> Extracted data:

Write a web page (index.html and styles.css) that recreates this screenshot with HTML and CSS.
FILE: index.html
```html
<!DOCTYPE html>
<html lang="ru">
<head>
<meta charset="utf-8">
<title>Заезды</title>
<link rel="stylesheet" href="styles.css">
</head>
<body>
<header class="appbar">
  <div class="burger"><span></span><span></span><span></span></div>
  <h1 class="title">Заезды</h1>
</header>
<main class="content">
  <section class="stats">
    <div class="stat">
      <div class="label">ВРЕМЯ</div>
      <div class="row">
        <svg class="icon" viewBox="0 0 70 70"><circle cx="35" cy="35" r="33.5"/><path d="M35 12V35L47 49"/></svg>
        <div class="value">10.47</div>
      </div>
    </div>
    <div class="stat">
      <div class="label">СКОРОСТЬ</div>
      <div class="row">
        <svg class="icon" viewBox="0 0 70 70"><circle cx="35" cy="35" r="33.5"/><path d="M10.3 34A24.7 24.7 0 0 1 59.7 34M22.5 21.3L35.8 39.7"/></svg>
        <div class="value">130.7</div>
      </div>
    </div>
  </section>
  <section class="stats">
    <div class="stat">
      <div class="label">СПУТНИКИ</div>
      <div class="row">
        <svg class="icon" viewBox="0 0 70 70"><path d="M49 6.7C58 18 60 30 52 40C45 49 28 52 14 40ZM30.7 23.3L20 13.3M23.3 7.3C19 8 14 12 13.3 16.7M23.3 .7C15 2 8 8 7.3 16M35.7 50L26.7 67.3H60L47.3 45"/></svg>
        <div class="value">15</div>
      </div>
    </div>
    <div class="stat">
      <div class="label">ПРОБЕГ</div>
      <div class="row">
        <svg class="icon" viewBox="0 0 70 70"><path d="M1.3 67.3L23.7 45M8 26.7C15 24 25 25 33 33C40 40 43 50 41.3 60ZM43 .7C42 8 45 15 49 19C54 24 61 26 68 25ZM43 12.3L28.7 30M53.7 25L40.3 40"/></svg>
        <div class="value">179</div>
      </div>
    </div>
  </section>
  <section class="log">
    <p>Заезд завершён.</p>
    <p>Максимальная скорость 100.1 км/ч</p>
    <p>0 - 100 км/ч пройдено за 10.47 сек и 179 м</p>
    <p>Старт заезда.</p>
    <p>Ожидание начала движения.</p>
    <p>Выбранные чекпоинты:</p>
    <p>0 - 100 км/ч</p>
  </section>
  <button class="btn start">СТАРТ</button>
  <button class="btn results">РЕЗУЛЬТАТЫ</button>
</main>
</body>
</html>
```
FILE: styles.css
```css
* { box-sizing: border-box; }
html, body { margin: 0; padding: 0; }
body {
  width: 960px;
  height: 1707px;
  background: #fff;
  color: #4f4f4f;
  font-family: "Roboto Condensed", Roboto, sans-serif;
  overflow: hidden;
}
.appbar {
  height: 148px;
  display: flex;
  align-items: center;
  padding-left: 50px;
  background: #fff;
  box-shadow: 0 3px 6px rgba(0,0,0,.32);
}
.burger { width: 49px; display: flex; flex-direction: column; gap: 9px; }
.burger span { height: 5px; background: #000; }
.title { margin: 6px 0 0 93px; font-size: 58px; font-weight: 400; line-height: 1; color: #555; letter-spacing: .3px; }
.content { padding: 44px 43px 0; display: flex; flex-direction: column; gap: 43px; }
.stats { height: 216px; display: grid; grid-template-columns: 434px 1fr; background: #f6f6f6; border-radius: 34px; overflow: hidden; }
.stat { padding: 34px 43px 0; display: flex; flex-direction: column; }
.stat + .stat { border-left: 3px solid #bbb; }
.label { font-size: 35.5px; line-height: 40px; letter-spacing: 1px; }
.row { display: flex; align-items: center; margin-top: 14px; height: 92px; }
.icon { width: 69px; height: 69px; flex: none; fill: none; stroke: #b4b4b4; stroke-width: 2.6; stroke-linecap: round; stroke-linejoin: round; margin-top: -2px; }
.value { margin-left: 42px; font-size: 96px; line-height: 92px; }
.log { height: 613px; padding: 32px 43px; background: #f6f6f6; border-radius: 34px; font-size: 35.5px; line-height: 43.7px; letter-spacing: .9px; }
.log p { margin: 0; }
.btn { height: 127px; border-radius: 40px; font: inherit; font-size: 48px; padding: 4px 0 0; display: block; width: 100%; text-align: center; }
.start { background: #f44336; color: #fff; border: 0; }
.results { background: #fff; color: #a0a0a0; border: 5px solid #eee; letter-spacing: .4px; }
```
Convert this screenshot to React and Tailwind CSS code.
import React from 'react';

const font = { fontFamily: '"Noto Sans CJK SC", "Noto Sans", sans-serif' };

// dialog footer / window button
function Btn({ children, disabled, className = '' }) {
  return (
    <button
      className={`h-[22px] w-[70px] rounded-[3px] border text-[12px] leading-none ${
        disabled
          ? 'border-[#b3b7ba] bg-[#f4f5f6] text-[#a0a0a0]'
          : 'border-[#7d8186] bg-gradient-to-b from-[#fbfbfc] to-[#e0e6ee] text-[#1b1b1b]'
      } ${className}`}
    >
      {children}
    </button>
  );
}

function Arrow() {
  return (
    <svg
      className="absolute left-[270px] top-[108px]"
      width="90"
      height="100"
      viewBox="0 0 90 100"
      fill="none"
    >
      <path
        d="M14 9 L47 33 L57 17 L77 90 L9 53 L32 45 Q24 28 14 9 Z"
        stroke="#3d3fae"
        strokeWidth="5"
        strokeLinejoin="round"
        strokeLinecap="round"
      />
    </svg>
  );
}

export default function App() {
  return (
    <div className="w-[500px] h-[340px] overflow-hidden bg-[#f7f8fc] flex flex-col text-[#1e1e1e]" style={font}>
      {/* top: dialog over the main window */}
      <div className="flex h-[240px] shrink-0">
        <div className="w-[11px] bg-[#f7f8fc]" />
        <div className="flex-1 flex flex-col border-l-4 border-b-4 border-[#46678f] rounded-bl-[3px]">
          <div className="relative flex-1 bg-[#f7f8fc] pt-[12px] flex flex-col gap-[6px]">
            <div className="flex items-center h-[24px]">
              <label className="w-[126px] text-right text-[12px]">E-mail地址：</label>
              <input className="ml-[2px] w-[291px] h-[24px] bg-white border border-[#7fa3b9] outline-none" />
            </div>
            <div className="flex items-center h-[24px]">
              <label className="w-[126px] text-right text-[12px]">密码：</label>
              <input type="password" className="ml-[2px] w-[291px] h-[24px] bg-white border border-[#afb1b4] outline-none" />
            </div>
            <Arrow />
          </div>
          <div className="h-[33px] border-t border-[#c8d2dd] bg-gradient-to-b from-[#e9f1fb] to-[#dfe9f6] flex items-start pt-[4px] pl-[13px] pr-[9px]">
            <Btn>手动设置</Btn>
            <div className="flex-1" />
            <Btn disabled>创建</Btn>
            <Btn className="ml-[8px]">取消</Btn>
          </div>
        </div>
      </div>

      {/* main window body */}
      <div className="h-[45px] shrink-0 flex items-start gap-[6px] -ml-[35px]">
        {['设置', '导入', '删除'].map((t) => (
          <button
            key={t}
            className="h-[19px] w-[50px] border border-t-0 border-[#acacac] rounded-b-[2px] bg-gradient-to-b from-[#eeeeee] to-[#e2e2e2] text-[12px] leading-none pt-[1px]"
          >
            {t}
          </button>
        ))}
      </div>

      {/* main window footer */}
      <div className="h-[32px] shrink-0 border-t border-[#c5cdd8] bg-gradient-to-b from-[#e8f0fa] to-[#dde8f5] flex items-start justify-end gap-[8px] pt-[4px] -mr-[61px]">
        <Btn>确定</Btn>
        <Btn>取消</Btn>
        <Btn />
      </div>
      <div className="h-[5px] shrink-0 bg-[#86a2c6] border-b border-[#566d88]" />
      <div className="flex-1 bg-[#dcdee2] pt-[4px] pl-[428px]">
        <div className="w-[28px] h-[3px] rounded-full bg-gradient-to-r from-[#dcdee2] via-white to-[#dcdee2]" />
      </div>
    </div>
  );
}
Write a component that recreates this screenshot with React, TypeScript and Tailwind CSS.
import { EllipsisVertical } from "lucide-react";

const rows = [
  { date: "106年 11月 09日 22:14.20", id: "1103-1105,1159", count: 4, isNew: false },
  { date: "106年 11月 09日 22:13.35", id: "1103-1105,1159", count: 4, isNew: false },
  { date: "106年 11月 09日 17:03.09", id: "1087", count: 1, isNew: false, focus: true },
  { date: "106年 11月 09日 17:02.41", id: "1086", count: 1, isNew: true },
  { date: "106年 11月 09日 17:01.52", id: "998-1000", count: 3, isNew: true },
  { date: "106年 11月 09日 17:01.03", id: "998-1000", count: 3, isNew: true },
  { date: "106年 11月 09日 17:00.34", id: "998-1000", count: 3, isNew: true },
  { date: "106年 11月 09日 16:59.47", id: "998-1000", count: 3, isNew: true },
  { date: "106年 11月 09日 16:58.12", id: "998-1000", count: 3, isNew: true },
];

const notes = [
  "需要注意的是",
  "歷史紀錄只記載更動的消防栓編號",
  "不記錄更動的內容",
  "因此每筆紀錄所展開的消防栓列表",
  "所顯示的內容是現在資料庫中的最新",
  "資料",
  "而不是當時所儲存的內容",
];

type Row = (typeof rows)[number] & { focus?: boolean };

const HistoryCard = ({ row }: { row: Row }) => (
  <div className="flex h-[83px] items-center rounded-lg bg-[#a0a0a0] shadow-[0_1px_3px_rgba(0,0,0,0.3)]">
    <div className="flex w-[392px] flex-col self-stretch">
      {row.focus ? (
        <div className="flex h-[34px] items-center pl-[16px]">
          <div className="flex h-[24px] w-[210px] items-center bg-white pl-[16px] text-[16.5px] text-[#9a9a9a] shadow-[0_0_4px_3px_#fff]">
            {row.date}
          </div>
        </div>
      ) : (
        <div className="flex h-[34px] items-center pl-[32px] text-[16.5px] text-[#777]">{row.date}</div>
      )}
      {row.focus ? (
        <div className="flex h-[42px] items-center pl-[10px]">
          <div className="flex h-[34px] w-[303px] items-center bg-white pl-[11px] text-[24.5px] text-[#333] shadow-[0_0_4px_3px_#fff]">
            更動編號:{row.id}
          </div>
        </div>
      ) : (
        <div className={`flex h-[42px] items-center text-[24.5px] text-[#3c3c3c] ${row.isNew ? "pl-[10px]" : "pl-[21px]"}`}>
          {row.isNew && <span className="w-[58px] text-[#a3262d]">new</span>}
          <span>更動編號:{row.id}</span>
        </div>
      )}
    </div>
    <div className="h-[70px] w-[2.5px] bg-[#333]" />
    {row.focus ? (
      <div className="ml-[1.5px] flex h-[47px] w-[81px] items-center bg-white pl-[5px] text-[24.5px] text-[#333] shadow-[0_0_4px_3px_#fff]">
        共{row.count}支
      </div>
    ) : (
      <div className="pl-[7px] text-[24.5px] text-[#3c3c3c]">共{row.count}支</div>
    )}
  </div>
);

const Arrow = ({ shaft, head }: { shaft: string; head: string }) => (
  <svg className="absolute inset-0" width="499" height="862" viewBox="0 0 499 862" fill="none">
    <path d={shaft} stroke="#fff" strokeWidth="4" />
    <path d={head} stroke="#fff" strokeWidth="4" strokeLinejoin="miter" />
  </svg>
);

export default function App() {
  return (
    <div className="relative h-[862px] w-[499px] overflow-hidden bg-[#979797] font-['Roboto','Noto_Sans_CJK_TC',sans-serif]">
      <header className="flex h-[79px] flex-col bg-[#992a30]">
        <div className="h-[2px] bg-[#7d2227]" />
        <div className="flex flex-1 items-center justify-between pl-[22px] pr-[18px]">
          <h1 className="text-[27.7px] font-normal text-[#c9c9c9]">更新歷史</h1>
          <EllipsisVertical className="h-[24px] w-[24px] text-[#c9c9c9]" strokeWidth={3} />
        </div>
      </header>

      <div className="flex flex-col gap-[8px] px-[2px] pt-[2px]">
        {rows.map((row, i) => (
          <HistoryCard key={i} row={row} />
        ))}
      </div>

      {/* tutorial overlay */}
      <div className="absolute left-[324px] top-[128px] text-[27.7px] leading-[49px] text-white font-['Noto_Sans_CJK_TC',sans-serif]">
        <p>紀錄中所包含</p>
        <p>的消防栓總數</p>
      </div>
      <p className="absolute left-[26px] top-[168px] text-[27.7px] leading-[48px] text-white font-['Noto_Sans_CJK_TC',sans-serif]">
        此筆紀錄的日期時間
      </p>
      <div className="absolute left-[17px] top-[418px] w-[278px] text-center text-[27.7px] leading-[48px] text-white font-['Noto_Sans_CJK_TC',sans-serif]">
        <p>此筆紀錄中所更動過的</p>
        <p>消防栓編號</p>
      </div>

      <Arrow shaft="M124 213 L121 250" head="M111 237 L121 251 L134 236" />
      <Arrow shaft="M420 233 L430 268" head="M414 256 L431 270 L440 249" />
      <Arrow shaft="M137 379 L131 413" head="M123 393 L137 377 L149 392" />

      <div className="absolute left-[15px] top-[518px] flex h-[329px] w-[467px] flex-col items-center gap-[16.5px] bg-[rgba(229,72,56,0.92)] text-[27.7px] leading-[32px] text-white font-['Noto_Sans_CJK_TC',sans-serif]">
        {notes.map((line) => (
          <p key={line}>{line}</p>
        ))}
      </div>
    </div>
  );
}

> What the exercise asks: Find all lines with "this" in them and copy each one.

> Reply to the exercise:
Write a web page (index.html and styles.css) that recreates this screenshot with HTML and CSS.
Convert this screenshot to React and Tailwind CSS code.
Write a component that recreates this screenshot with React, TypeScript and Tailwind CSS.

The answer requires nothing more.